--- START ---

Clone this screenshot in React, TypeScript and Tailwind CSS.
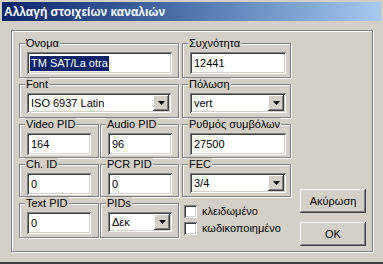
const sunken =
  "bg-white shadow-[inset_1px_1px_0_#808080,inset_-1px_-1px_0_#fff,inset_2px_2px_0_#404040,inset_-2px_-2px_0_#d4d0c8]";
const raised =
  "bg-[#d4d0c8] shadow-[inset_-1px_-1px_0_#404040,inset_1px_1px_0_#fff,inset_-2px_-2px_0_#808080,inset_2px_2px_0_#d4d0c8]";

const Group = ({ label, width, height, children }: { label: string; width: string; height: string; children: React.ReactNode }) => (
  <fieldset
    className={`${width} ${height} border border-[#808080] shadow-[inset_1px_1px_0_#fff,1px_1px_0_#fff] pl-[7px] pt-[2px]`}
  >
    <legend className="-ml-[2px] px-[1px] leading-[13px] bg-[#d4d0c8]">{label}</legend>
    {children}
  </fieldset>
);

const TextBox = ({ value, width, selected }: { value: string; width: string; selected?: boolean }) => (
  <div className={`${width} h-[22px] ${sunken} flex items-center pl-[3px]`}>
    {selected ? <span className="bg-[#0a246a] text-white px-[1px] leading-[15px]">{value}</span> : <span className="pl-[1px]">{value}</span>}
  </div>
);

const Combo = ({ value, width }: { value: string; width: string }) => (
  <div className={`${width} h-[20px] ${sunken} flex items-center p-[2px]`}>
    <span className="flex-1 pl-[2px]">{value}</span>
    <div className={`w-[16px] h-[16px] ${raised} flex items-center justify-center`}>
      <svg width="7" height="4" viewBox="0 0 7 4">
        <path d="M0 0h7L3.5 4z" fill="#000" />
      </svg>
    </div>
  </div>
);

const Check = ({ label }: { label: string }) => (
  <div className="flex items-center gap-[5px] h-[16px]">
    <div className={`w-[13px] h-[13px] ${sunken}`} />
    <span>{label}</span>
  </div>
);

const Button = ({ label }: { label: string }) => (
  <div className={`w-[66px] h-[24px] ${raised} flex items-center justify-center`}>{label}</div>
);

export default function App() {
  return (
    <div
      className="w-[383px] h-[264px] bg-[#d4d0c8] text-[11px] text-black pt-[2px] px-[2px] border-b-2 border-b-[#404040] overflow-hidden"
      style={{ fontFamily: '"Liberation Sans", Arial, sans-serif' }}
    >
      <div className="h-[19px] bg-linear-to-r from-[#0a246a] to-[#a6caf0] flex items-center pl-[2px]">
        <span className="text-white font-bold text-[12px]">Αλλαγή στοιχείων καναλιών</span>
      </div>
      <div className="ml-[9px] mt-[9px] w-[362px] h-[222px] border border-[#808080] shadow-[inset_1px_1px_0_#fff,1px_1px_0_#fff] flex pl-[7px] pt-[6px]">
        <div className="w-[272px] flex flex-col">
          <div className="flex gap-[3px]">
            <Group label="Όνομα" width="w-[160px]" height="h-[41px]">
              <TextBox value="TM SAT/La otra" width="w-[145px]" selected />
            </Group>
            <Group label="Συχνότητα" width="w-[109px]" height="h-[41px]">
              <TextBox value="12441" width="w-[96px]" />
            </Group>
          </div>
          <div className="flex gap-[3px]">
            <Group label="Font" width="w-[160px]" height="h-[40px]">
              <Combo value="ISO 6937 Latin" width="w-[144px]" />
            </Group>
            <Group label="Πόλωση" width="w-[109px]" height="h-[40px]">
              <Combo value="vert" width="w-[96px]" />
            </Group>
          </div>
          <div className="flex gap-[3px]">
            <div className="flex gap-[1px]">
              <Group label="Video PID" width="w-[80px]" height="h-[40px]">
                <TextBox value="164" width="w-[64px]" />
              </Group>
              <Group label="Audio PID" width="w-[79px]" height="h-[40px]">
                <TextBox value="96" width="w-[64px]" />
              </Group>
            </div>
            <Group label="Ρυθμός συμβόλων" width="w-[109px]" height="h-[40px]">
              <TextBox value="27500" width="w-[96px]" />
            </Group>
          </div>
          <div className="flex gap-[3px]">
            <div className="flex gap-[1px]">
              <Group label="Ch. ID" width="w-[80px]" height="h-[39px]">
                <TextBox value="0" width="w-[64px]" />
              </Group>
              <Group label="PCR PID" width="w-[79px]" height="h-[39px]">
                <TextBox value="0" width="w-[64px]" />
              </Group>
            </div>
            <Group label="FEC" width="w-[109px]" height="h-[39px]">
              <Combo value="3/4" width="w-[96px]" />
            </Group>
          </div>
          <div className="flex gap-[3px]">
            <div className="flex gap-[1px]">
              <Group label="Text PID" width="w-[80px]" height="h-[41px]">
                <TextBox value="0" width="w-[64px]" />
              </Group>
              <Group label="PIDs" width="w-[79px]" height="h-[41px]">
                <Combo value="Δεκ" width="w-[64px]" />
              </Group>
            </div>
            <div className="flex flex-col pl-[2px] pt-[6px] gap-[1px]">
              <Check label="κλειδωμένο" />
              <Check label="κωδικοποιημένο" />
            </div>
          </div>
        </div>
        <div className="flex flex-col gap-[9px] ml-[9px] mt-[152px]">
          <Button label="Ακύρωση" />
          <Button label="OK" />
        </div>
      </div>
    </div>
  );
}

--- END ---

== Objective ==
List each line in the listing that contains the string "React".

== Written solution ==
Clone this screenshot in React, TypeScript and Tailwind CSS.
const Group = ({ label, width, height, children }: { label: string; width: string; height: string; children: React.ReactNode }) => (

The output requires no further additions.